Мать видела, что бумаги хватают, прячут за пазухи, в карманы, – это снова крепко поставило ее на ноги. Спокойнее и сильнее, вся напрягаясь и чувствуя, как в ней растет разбуженная гордость, разгорается подавленная радость, она говорила, выхватывая из чемодана пачки бумаги и разбрасывая их налево и направо в чьи-то быстрые, жадные руки.

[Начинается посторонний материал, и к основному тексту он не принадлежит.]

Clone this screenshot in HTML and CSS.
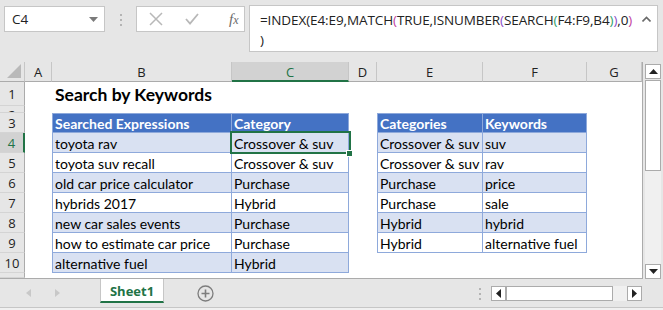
FILE: index.html
```html
<!DOCTYPE html>
<html lang="en">

<head>
    <meta charset="UTF-8">
    <meta name="viewport" content="width=device-width, initial-scale=1.0">
    <title>Search by Keywords</title>
    <link rel="stylesheet" href="styles.css">
</head>

<body>
    <!-- Name box + formula bar -->
    <div class="toolbar">
        <div class="namebox">
            <span>C4</span>
            <svg class="dropdown" width="9" height="5" viewBox="0 0 9 5"><path d="M0 0h9L4.5 5z" fill="#7a7a7a"/></svg>
        </div>
        <div class="grip"><i></i><i></i><i></i></div>
        <div class="fxbox">
            <svg width="14" height="14" viewBox="0 0 14 14"><path d="M1 1l12 12M13 1L1 13" stroke="#b8b8b8" stroke-width="1.5" fill="none"/></svg>
            <svg width="14" height="12" viewBox="0 0 14 12"><path d="M1 6l4 4.5L13 1" stroke="#b8b8b8" stroke-width="1.8" fill="none"/></svg>
            <span class="fx"><i>f</i><i>x</i></span>
        </div>
        <div class="formula">
            <div class="ftext">=INDEX(E4:E9,MATCH<span class="p2">(</span>TRUE,ISNUMBER<span class="p3">(</span>SEARCH<span class="p4">(</span>F4:F9,B4<span class="p4">)</span><span class="p3">)</span>,0<span class="p2">)</span><br>)</div>
            <svg class="caret" width="9" height="6" viewBox="0 0 9 6"><path d="M0.5 5.5L4.5 1.5L8.5 5.5" stroke="#6a6a6a" stroke-width="1.6" fill="none"/></svg>
        </div>
    </div>

    <!-- Worksheet -->
    <div class="main">
        <div class="sheet">
            <div class="corner"><svg width="14" height="14" viewBox="0 0 14 14"><path d="M14 0V14H0z" fill="#b9b9b9"/></svg></div>
            <div class="ch">A</div>
            <div class="ch">B</div>
            <div class="ch sel">C</div>
            <div class="ch">D</div>
            <div class="ch">E</div>
            <div class="ch">F</div>
            <div class="ch">G</div>

            <div class="rh">1</div>
            <div class="title col-b">Search by Keywords</div>

            <div class="rh short"><span>2</span></div>

            <div class="rh">3</div>
            <div class="tc hd first col-b">Searched Expressions</div>
            <div class="tc hd col-c">Category</div>
            <div class="tc hd first col-e">Categories</div>
            <div class="tc hd col-f">Keywords</div>

            <div class="rh sel">4</div>
            <div class="tc band first col-b">toyota rav</div>
            <div class="tc band col-c active">Crossover &amp; suv</div>
            <div class="tc band first col-e">Crossover &amp; suv</div>
            <div class="tc band col-f">suv</div>

            <div class="rh">5</div>
            <div class="tc first col-b">toyota suv recall</div>
            <div class="tc col-c">Crossover &amp; suv</div>
            <div class="tc first col-e">Crossover &amp; suv</div>
            <div class="tc col-f">rav</div>

            <div class="rh">6</div>
            <div class="tc band first col-b">old car price calculator</div>
            <div class="tc band col-c">Purchase</div>
            <div class="tc band first col-e">Purchase</div>
            <div class="tc band col-f">price</div>

            <div class="rh">7</div>
            <div class="tc first col-b">hybrids 2017</div>
            <div class="tc col-c">Hybrid</div>
            <div class="tc first col-e">Purchase</div>
            <div class="tc col-f">sale</div>

            <div class="rh">8</div>
            <div class="tc band first col-b">new car sales events</div>
            <div class="tc band col-c">Purchase</div>
            <div class="tc band first col-e">Hybrid</div>
            <div class="tc band col-f">hybrid</div>

            <div class="rh">9</div>
            <div class="tc first col-b">how to estimate car price</div>
            <div class="tc col-c">Purchase</div>
            <div class="tc first col-e">Hybrid</div>
            <div class="tc col-f">alternative fuel</div>

            <div class="rh">10</div>
            <div class="tc band first col-b">alternative fuel</div>
            <div class="tc band col-c">Hybrid</div>

            <div class="rh"></div>
        </div>

        <div class="vscroll">
            <div class="sbtn"><svg width="9" height="5" viewBox="0 0 9 5"><path d="M0 5h9L4.5 0z" fill="#222"/></svg></div>
            <div class="vthumb"></div>
            <div class="vtrack"></div>
            <div class="sbtn"><svg width="9" height="5" viewBox="0 0 9 5"><path d="M0 0h9L4.5 5z" fill="#222"/></svg></div>
        </div>
    </div>

    <!-- Sheet tabs + horizontal scroll -->
    <div class="tabbar">
        <div class="nav">
            <svg width="5" height="8" viewBox="0 0 5 8"><path d="M5 0v8L0 4z" fill="#c8c8c8"/></svg>
            <svg width="5" height="8" viewBox="0 0 5 8"><path d="M0 0v8l5-4z" fill="#c8c8c8"/></svg>
        </div>
        <div class="tab">Sheet1</div>
        <div class="addsheet">
            <svg width="17" height="17" viewBox="0 0 17 17"><circle cx="8.5" cy="8.5" r="7.5" stroke="#7d7d7d" stroke-width="1.3" fill="none"/><path d="M8.5 4.5v8M4.5 8.5h8" stroke="#7d7d7d" stroke-width="1.6"/></svg>
        </div>
        <div class="spacer"></div>
        <div class="grip hgrip"><i></i><i></i><i></i></div>
        <div class="hscroll">
            <div class="sbtn"><svg width="5" height="9" viewBox="0 0 5 9"><path d="M5 0v9L0 4.5z" fill="#222"/></svg></div>
            <div class="hthumb"></div>
            <div class="htrack"></div>
            <div class="sbtn"><svg width="5" height="9" viewBox="0 0 5 9"><path d="M0 0v9l5-4.5z" fill="#222"/></svg></div>
        </div>
    </div>
    <div class="status"></div>
</body>

</html>
```

FILE: styles.css
```css
body {
    margin: 0;
    background-color: #e6e6e6;
    font-family: "Open Sans", "Noto Sans", sans-serif;
    width: 663px;
    height: 310px;
    overflow: hidden;
}

/* Formula bar row */
.toolbar {
    height: 62px;
    box-sizing: border-box;
    padding: 5px 5px 0 4px;
    display: flex;
    align-items: flex-start;
}

.namebox {
    width: 101px;
    height: 26px;
    margin-top: 1px;
    box-sizing: border-box;
    background-color: #fff;
    border: 1px solid #c6c6c6;
    display: flex;
    align-items: center;
    padding: 0 6px 0 7px;
    font-size: 13.5px;
    color: #222;
}

.namebox span {
    flex: 1;
}

.grip {
    width: 31px;
    display: flex;
    flex-direction: column;
    align-items: center;
    gap: 3px;
    padding-top: 9px;
}

.grip i {
    display: block;
    width: 2px;
    height: 2px;
    background-color: #b4b4b4;
}

.fxbox {
    width: 109px;
    height: 26px;
    margin-top: 1px;
    box-sizing: border-box;
    background-color: #fff;
    border: 1px solid #c6c6c6;
    display: flex;
    align-items: center;
    padding-left: 12px;
    gap: 22px;
}

.fx {
    font-family: "Liberation Serif", serif;
    font-size: 15px;
    color: #6b6b6b;
    margin-left: 8px;
}

.fx i + i {
    font-size: 12px;
}

.formula {
    flex: 1;
    margin-left: 4px;
    height: 47px;
    box-sizing: border-box;
    background-color: #fff;
    border: 1px solid #c6c6c6;
    display: flex;
    padding: 4px 6px 0 10px;
}

.ftext {
    flex: 1;
    font-size: 13.5px;
    line-height: 20px;
    color: #222;
    letter-spacing: -0.1px;
}

.p2 {
    color: #c2409e;
}

.p3 {
    color: #8a4dc6;
}

.p4 {
    color: #2ea06a;
}

.caret {
    margin-top: 6px;
}

/* Worksheet grid */
.main {
    height: 217px;
    display: flex;
}

.sheet {
    width: 643px;
    height: 217px;
    box-sizing: border-box;
    background-color: #fff;
    border-right: 1px solid #ababab;
    border-bottom: 1px solid #ababab;
    display: grid;
    grid-template-columns: 25px 27px 180px 117px 28px 106px 104px 55px;
    grid-template-rows: 20px 24px 7px repeat(8, 20px) 1fr;
    font-family: Lato, "Liberation Sans", sans-serif;
    font-size: 14px;
    color: #000;
}

.corner {
    background-color: #e6e6e6;
    border-right: 1px solid #c6c6c6;
    border-bottom: 1px solid #ababab;
    display: flex;
    align-items: flex-end;
    justify-content: flex-end;
    padding: 0 3px 3px 0;
}

.ch {
    background-color: #e6e6e6;
    border-right: 1px solid #c6c6c6;
    border-bottom: 1px solid #ababab;
    font-family: "Open Sans", sans-serif;
    font-size: 13px;
    color: #222;
    text-align: center;
    line-height: 20px;
}

.ch:last-of-type {
    border-right: none;
}

.ch.sel {
    background-color: #d2d2d2;
    color: #217346;
    border-bottom: 2px solid #217346;
}

.rh {
    grid-column: 1;
    background-color: #e6e6e6;
    border-right: 1px solid #ababab;
    border-bottom: 1px solid #d4d4d4;
    font-family: "Open Sans", sans-serif;
    font-size: 13px;
    color: #222;
    text-align: center;
    display: flex;
    align-items: center;
    justify-content: center;
    overflow: hidden;
}

.rh.sel {
    background-color: #d2d2d2;
    color: #217346;
    border-right: 2px solid #217346;
}

.rh.short span {
    line-height: 13px;
    margin-top: 12px;
}

.col-b {
    grid-column: 3;
}

.col-c {
    grid-column: 4;
}

.col-e {
    grid-column: 6;
}

.col-f {
    grid-column: 7;
}

.title {
    font-weight: bold;
    font-size: 17.5px;
    padding-left: 3px;
    display: flex;
    align-items: center;
    white-space: nowrap;
}

/* Styling for table cells */
.tc {
    border-right: 1px solid #8ea9db;
    border-bottom: 1px solid #8ea9db;
    padding: 2px 0 0 2px;
    line-height: 18px;
    white-space: nowrap;
    overflow: hidden;
}

.tc.first {
    border-left: 1px solid #8ea9db;
}

.tc.hd {
    background-color: #4472c4;
    color: #fff;
    font-weight: bold;
    border-top: 1px solid #8ea9db;
    padding-top: 1px;
    line-height: 18px;
}

.tc.band {
    background-color: #d9e1f2;
}

.active {
    position: relative;
    overflow: visible;
}

.active::before {
    content: "";
    position: absolute;
    left: -2px;
    top: -2px;
    right: -3px;
    bottom: -2px;
    border: 2px solid #217346;
}

.active::after {
    content: "";
    position: absolute;
    right: -5px;
    bottom: -5px;
    width: 5px;
    height: 5px;
    background-color: #217346;
    border: 1px solid #fff;
}

/* Scrollbars */
.vscroll {
    width: 16px;
    margin: 2px 0 0 2px;
    display: flex;
    flex-direction: column;
}

.sbtn {
    width: 16px;
    height: 15px;
    box-sizing: border-box;
    background-color: #fff;
    border: 1px solid #ababab;
    display: flex;
    align-items: center;
    justify-content: center;
}

.vthumb {
    height: 91px;
    margin-top: 1px;
    box-sizing: border-box;
    background-color: #fff;
    border: 1px solid #ababab;
}

.vtrack {
    flex: 1;
    background-color: #f0f0f0;
}

.tabbar {
    height: 28px;
    display: flex;
    align-items: flex-start;
}

.nav {
    width: 100px;
    display: flex;
    gap: 24px;
    padding: 10px 0 0 26px;
    box-sizing: border-box;
}

.tab {
    width: 64px;
    height: 24px;
    box-sizing: border-box;
    background-color: #fff;
    border-left: 1px solid #c6c6c6;
    border-right: 1px solid #c6c6c6;
    border-bottom: 2px solid #217346;
    color: #217346;
    font-weight: bold;
    font-size: 13px;
    text-align: center;
    line-height: 24px;
}

.addsheet {
    margin: 6px 0 0 33px;
    display: flex;
}

.spacer {
    flex: 1;
}

.hgrip {
    width: 10px;
    padding-top: 9px;
    margin-right: 6px;
}

.hscroll {
    width: 151px;
    height: 15px;
    margin: 7px 21px 0 0;
    display: flex;
}

.hscroll .sbtn {
    width: 15px;
    height: 15px;
}

.hthumb {
    width: 107px;
    box-sizing: border-box;
    background-color: #fff;
    border: 1px solid #ababab;
}

.htrack {
    flex: 1;
    background-color: #f0f0f0;
}

.status {
    height: 3px;
    border-top: 1px solid #c6c6c6;
    background-color: #f0f0f0;
}
```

– За что судили сына моего и всех, кто с ним, – вы знаете? Я вам скажу, а вы поверьте сердцу матери, седым волосам ее – вчера людей за то судили, что они несут вам всем правду! Вчера узнала я, что правда эта… никто не может спорить с нею, никто!
Толпа замолчала и росла, становясь все более плотной, слитно окружая женщину кольцом живого тела.
– Бедность, голод и болезни – вот что дает людям их работа. Все против нас – мы издыхаем всю нашу жизнь день за днем в работе, всегда в грязи, в обмане, а нашими трудами тешатся и объедаются другие и держат нас, как собак на цепи, в невежестве – мы ничего не знаем, и в страхе – мы всего боимся! Ночь – наша жизнь, темная ночь!
– Так! – глухо раздалось в ответ.
– Заткни глотку ей!
Сзади толпы мать заметила шпиона и двух жандармов, и она торопилась отдать последние пачки, но когда рука ее опустилась в чемодан, там она встретила чью-то чужую руку.
– Берите, берите! – сказала она, наклоняясь.
– Разойдись! – кричали жандармы, расталкивая людей. Они уступали толчкам неохотно, зажимали жандармов своею массою, мешали им, быть может, не желая этого. Их властно привлекала седая женщина с большими честными глазами на добром лице, и, разобщенные жизнью, оторванные друг от друга, теперь они сливались в нечто целое, согретое огнем слова, которого, быть может, давно искали и жаждали многие сердца, обиженные несправедливостями жизни. Ближайшие стояли молча, мать видела их жадно-внимательные глаза и чувствовала на своем лице теплое дыхание.
– Уходи, старуха!
– Сейчас возьмут!..
– Ах, дерзкая!
– Прочь! Разойдись! – все ближе раздавались крики жандармов. Люди перед матерью покачивались на ногах, хватаясь друг за друга.
Ей казалось, что все готовы понять ее, поверить ей, и она хотела, торопилась сказать людям все, что знала, все мысли, силу которых чувствовала. Они легко всплывали из глубины ее сердца и слагались в песню, но она с обидою чувствовала, что ей не хватает голоса, хрипит он, вздрагивает, рвется.
– Слово сына моего – чистое слово рабочего человека, неподкупной души! Узнавайте неподкупное по смелости!
Чьи-то юные глаза смотрели в лицо ее с восторгом и со страхом.
Ее толкнули в грудь, она покачнулась и села на лавку. Над головами людей мелькали руки жандармов, они хватали за воротники и плечи, отшвыривали в сторону тела, срывали шапки, далеко отбрасывая их. Все почернело, закачалось в глазах матери, но, превозмогая свою усталость, она еще кричала остатками голоса:
– Собирай, народ, силы свои во единую силу!
Жандарм большой красной рукой схватил ее за ворот, встряхнул:
– Молчи!
Она ударилась затылком о стену, сердце оделось на секунду едким дымом страха и снова ярко вспыхнуло, рассеяв дым.